We must collectively explore the broader implications of integrating NLP in education on representativeness and equity and exacerbating systemic inequalities (Weidinger et al., 2022). There is a risk that the hints generated by NLP models may not adequately reflect the diverse backgrounds and lived experiences of students (Dixon-Román et al., 2020) and potentially perpetuate harmful stereotypes about different identities (Dev et al., 2021). Prior work has demonstrated the various forms of ‘bias’ in NLP systems (Blodgett et al., 2020), which may contribute to the construction of language hierarchies and limiting language variation (Schneider, 2022). To promote inclusive design and mitigate these ethical considerations, it is essential to understand how power, privilege, and resources are redistributed as a result of introducing AI in the classroom. Is there a possibility of diminishing quality education for marginalized and under-resourced groups (Remian, 2019)? We must take a community-collaborative approach to understand how to design justice-oriented and accountable systems (Madaio et al., 2022) where learners can truly benefit from hint generation systems.

In this paper, we consolidate prior research in hint generation, bridging the gap between research in education and cognitive science, and research in AI and natural language processing. Based on our findings, we propose a roadmap for the future research in hint generation, where we provide a rethinking of the formal task definition, a brief review of research areas that can inform the design of future systems, open challenges for effective hint generation systems, and the ethical considerations.
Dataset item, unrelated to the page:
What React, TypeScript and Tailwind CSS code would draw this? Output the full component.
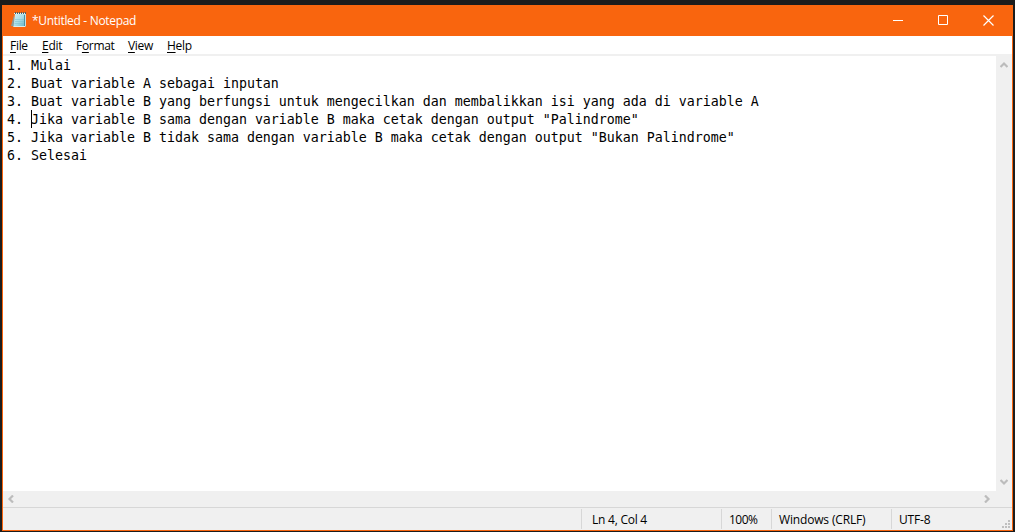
import React from "react";

const lines = [
  "1. Mulai",
  "2. Buat variable A sebagai inputan",
  "3. Buat variable B yang berfungsi untuk mengecilkan dan membalikkan isi yang ada di variable A",
  "4. Jika variable B sama dengan variable B maka cetak dengan output \"Palindrome\"",
  "5. Jika variable B tidak sama dengan variable B maka cetak dengan output \"Bukan Palindrome\"",
  "6. Selesai",
];

const menus = [
  { pre: "", key: "F", post: "ile", width: "w-8" },
  { pre: "", key: "E", post: "dit", width: "w-[34px]" },
  { pre: "F", key: "o", post: "rmat", width: "w-[52px]" },
  { pre: "", key: "V", post: "iew", width: "w-[39px]" },
  { pre: "", key: "H", post: "elp", width: "w-10" },
];

function NotepadIcon() {
  return (
    <svg width="16" height="16" viewBox="0 0 16 16" className="mb-px shrink-0">
      <defs>
        <linearGradient id="page" x1="0" y1="0" x2="1" y2="1">
          <stop offset="0" stopColor="#d9f2f5" />
          <stop offset="0.5" stopColor="#a9dde7" />
          <stop offset="1" stopColor="#62b2c4" />
        </linearGradient>
      </defs>
      <path d="M3 3L0 14L4 14.5Z" fill="#8a9a98" />
      <path d="M4 1H14.5L14 15H2.5Z" fill="url(#page)" />
      <path d="M14 1H15V14.5H14Z" fill="#c5dfe4" />
      <path d="M13 3H14V14H13Z" fill="#4d91a1" />
      <path d="M2.5 14H14V15H2.5Z" fill="#d9eff2" />
      <path d="M4 7.5H13M4 9.5H13M3.5 11.5H13" stroke="#79bfce" strokeWidth="0.5" />
      <path d="M3 1.5H15" stroke="#e4f4f6" />
      <path d="M4.5 0V2M6.5 0V2M8.5 0V2M10.5 0V2M12.5 0V2M14.5 0V2" stroke="#48636a" />
    </svg>
  );
}

function Chevron({ turn }: { turn: string }) {
  return (
    <svg width="8" height="8" viewBox="0 0 8 8" className={turn}>
      <path d="M0.5 6L4 2.5L7.5 6" fill="none" stroke="#bcbcbc" strokeWidth="2.2" />
    </svg>
  );
}

function TitleBar() {
  return (
    <header className="flex h-[31px] shrink-0 items-center bg-[#f9650e] text-white">
      <div className="flex flex-1 items-center pl-2">
        <NotepadIcon />
        <span className="ml-[5px] text-[12px] leading-4 tracking-[-0.32px]">*Untitled - Notepad</span>
      </div>
      <div className="flex h-full items-center">
        <span className="flex w-[45px] justify-center">
          <svg width="10" height="10" viewBox="0 0 10 10"><path d="M0 4.5H10" stroke="white" /></svg>
        </span>
        <span className="flex w-[45px] justify-center pb-px">
          <svg width="10" height="10" viewBox="0 0 10 10"><path d="M.5 .5H9.5V9.5H.5Z" fill="none" stroke="white" /></svg>
        </span>
        <span className="flex w-[47px] justify-center pb-px">
          <svg width="11" height="11" viewBox="0 0 11 11"><path d="M.5 .5L10.5 10.5M10.5 .5L.5 10.5" stroke="white" strokeWidth="1.2" /></svg>
        </span>
      </div>
    </header>
  );
}

function MenuBar() {
  return (
    <nav className="flex h-5 shrink-0 border-b-2 border-[#f0f0f0] bg-white pl-[7px] text-[12px] leading-5 tracking-[-0.3px]">
      {menus.map((m) => (
        <span key={m.key} className={m.width}>
          {m.pre}
          <span className="underline decoration-1 underline-offset-2">{m.key}</span>
          {m.post}
        </span>
      ))}
    </nav>
  );
}

function StatusBar() {
  return (
    <footer className="flex h-[23px] shrink-0 border-t border-[#d7d7d7] bg-[#f0f0f0] text-[12px] leading-[22px] whitespace-nowrap">
      <div className="flex-1" />
      <div className="my-px w-[140px] border-l border-[#d7d7d7] pl-[10px] tracking-[-0.24px]">Ln 4, Col 4</div>
      <div className="my-px w-[50px] border-l border-[#d7d7d7] pl-[7px] tracking-[-0.5px]">100%</div>
      <div className="my-px w-[120px] border-l border-[#d7d7d7] pl-[7px] tracking-[-0.16px]">Windows (CRLF)</div>
      <div className="my-px flex w-[121px] justify-between border-l border-[#d7d7d7] pl-[7px]">
        <span className="tracking-[-0.16px]">UTF-8</span>
        <svg width="8" height="8" viewBox="0 0 8 8" className="mr-0.5 mb-px self-end" fill="#bfbfbf">
          <path d="M6 0h2v2H6zM3 3h2v2H3zM6 3h2v2H6zM0 6h2v2H0zM3 6h2v2H3zM6 6h2v2H6z" />
        </svg>
      </div>
    </footer>
  );
}

export default function App() {
  return (
    <div className="flex h-[532px] w-[1015px] bg-[#1c1c1c] pt-[5px] pr-0.5 pb-px pl-0.5 font-['Open_Sans','Noto_Sans',sans-serif] text-black">
      <div className="flex min-w-0 flex-1 flex-col border-x border-b border-[#f9650e]">
        <TitleBar />
        <MenuBar />
        <main className="flex min-h-0 flex-1 bg-[#f0f0f0]">
          <div className="flex-1 bg-white pt-px pl-1 font-['DejaVu_Sans_Mono',monospace] text-[13.29px] leading-[18px] whitespace-pre">
            {lines.map((line, i) => (
              <div key={line} className="relative h-[18px]">
                {line}
                {i === 3 && <span className="absolute -top-px left-6 h-[18px] w-px bg-black" />}
              </div>
            ))}
          </div>
          <div className="flex w-4 shrink-0 flex-col items-center justify-between py-[5px]">
            <Chevron turn="" />
            <Chevron turn="rotate-180" />
          </div>
        </main>
        <div className="flex h-4 shrink-0 items-center justify-between bg-[#f0f0f0] pr-[21px] pb-px pl-1">
          <Chevron turn="-rotate-90" />
          <Chevron turn="rotate-90" />
        </div>
        <StatusBar />
      </div>
    </div>
  );
}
Although hint generation has a long history dating back over three decades (Hume et al., 1996), recent advances in natural language processing could serve useful for future hint generation systems. Beyond education, hint generation is also an excellent atomic task to measure a system’s ability to personalize content to user needs and requirements. We invite researchers to foster a community, develop new benchmarks, create shared tasks and workshops for automatic hint generation.

Due to the rich and diverse literature on intelligent tutoring systems, we limit our survey to research directly relevant to hint generation and do not cover other types of learning-related feedback.

We would like to thank Shivani Kapania for identifying ethics considerations and proofreading this work.